WHAT THE EXERCISE ASKS:
Transcribe the whole listing below without changing a word, but leave out every image.

DATASET SECTION:

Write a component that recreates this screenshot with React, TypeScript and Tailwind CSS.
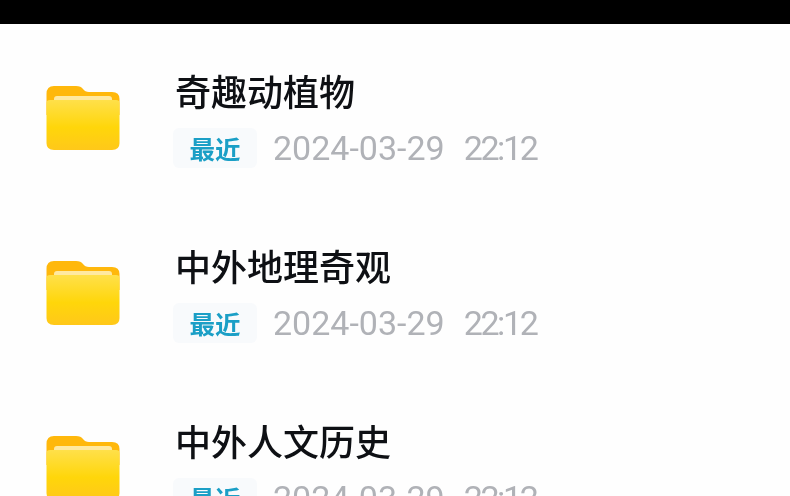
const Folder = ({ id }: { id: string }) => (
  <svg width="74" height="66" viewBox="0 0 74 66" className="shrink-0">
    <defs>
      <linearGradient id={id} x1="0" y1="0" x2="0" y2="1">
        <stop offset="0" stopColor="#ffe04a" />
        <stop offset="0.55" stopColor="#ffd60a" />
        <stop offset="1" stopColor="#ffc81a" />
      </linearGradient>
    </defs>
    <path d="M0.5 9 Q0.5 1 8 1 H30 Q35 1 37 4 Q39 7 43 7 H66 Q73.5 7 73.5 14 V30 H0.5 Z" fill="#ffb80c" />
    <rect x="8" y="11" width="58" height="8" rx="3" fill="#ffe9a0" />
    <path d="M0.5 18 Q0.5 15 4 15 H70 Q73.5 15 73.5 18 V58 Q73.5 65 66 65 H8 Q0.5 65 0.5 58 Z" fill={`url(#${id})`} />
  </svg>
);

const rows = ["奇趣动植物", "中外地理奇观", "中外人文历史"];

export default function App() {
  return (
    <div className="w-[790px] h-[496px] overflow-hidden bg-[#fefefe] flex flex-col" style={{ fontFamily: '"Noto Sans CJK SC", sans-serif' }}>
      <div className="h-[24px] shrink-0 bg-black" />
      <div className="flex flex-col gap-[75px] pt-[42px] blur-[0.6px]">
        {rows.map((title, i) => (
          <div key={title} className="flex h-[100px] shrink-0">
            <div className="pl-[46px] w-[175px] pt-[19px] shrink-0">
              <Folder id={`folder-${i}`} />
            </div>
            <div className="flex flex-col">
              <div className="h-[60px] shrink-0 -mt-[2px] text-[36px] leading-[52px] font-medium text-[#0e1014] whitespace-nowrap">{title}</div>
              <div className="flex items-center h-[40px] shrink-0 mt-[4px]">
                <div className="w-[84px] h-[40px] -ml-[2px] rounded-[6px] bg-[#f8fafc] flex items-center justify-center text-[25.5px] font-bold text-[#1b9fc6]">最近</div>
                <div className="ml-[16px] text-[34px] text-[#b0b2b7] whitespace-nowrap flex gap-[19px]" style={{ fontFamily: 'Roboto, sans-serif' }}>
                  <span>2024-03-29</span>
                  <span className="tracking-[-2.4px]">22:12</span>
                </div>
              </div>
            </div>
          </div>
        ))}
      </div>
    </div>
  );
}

ANSWER TO THIS PROBLEM:
Write a component that recreates this screenshot with React, TypeScript and Tailwind CSS.
const Folder = ({ id }: { id: string }) => (
  <svg width="74" height="66" viewBox="0 0 74 66" className="shrink-0">
    <defs>
      <linearGradient id={id} x1="0" y1="0" x2="0" y2="1">
        <stop offset="0" stopColor="#ffe04a" />
        <stop offset="0.55" stopColor="#ffd60a" />
        <stop offset="1" stopColor="#ffc81a" />
      </linearGradient>
    </defs>
    <path d="M0.5 9 Q0.5 1 8 1 H30 Q35 1 37 4 Q39 7 43 7 H66 Q73.5 7 73.5 14 V30 H0.5 Z" fill="#ffb80c" />
    <rect x="8" y="11" width="58" height="8" rx="3" fill="#ffe9a0" />
    <path d="M0.5 18 Q0.5 15 4 15 H70 Q73.5 15 73.5 18 V58 Q73.5 65 66 65 H8 Q0.5 65 0.5 58 Z" fill={`url(#${id})`} />
  </svg>
);

const rows = ["奇趣动植物", "中外地理奇观", "中外人文历史"];

export default function App() {
  return (
    <div className="w-[790px] h-[496px] overflow-hidden bg-[#fefefe] flex flex-col" style={{ fontFamily: '"Noto Sans CJK SC", sans-serif' }}>
      <div className="h-[24px] shrink-0 bg-black" />
      <div className="flex flex-col gap-[75px] pt-[42px] blur-[0.6px]">
        {rows.map((title, i) => (
          <div key={title} className="flex h-[100px] shrink-0">
            <div className="pl-[46px] w-[175px] pt-[19px] shrink-0">
              <Folder id={`folder-${i}`} />
            </div>
            <div className="flex flex-col">
              <div className="h-[60px] shrink-0 -mt-[2px] text-[36px] leading-[52px] font-medium text-[#0e1014] whitespace-nowrap">{title}</div>
              <div className="flex items-center h-[40px] shrink-0 mt-[4px]">
                <div className="w-[84px] h-[40px] -ml-[2px] rounded-[6px] bg-[#f8fafc] flex items-center justify-center text-[25.5px] font-bold text-[#1b9fc6]">最近</div>
                <div className="ml-[16px] text-[34px] text-[#b0b2b7] whitespace-nowrap flex gap-[19px]" style={{ fontFamily: 'Roboto, sans-serif' }}>
                  <span>2024-03-29</span>
                  <span className="tracking-[-2.4px]">22:12</span>
                </div>
              </div>
            </div>
          </div>
        ))}
      </div>
    </div>
  );
}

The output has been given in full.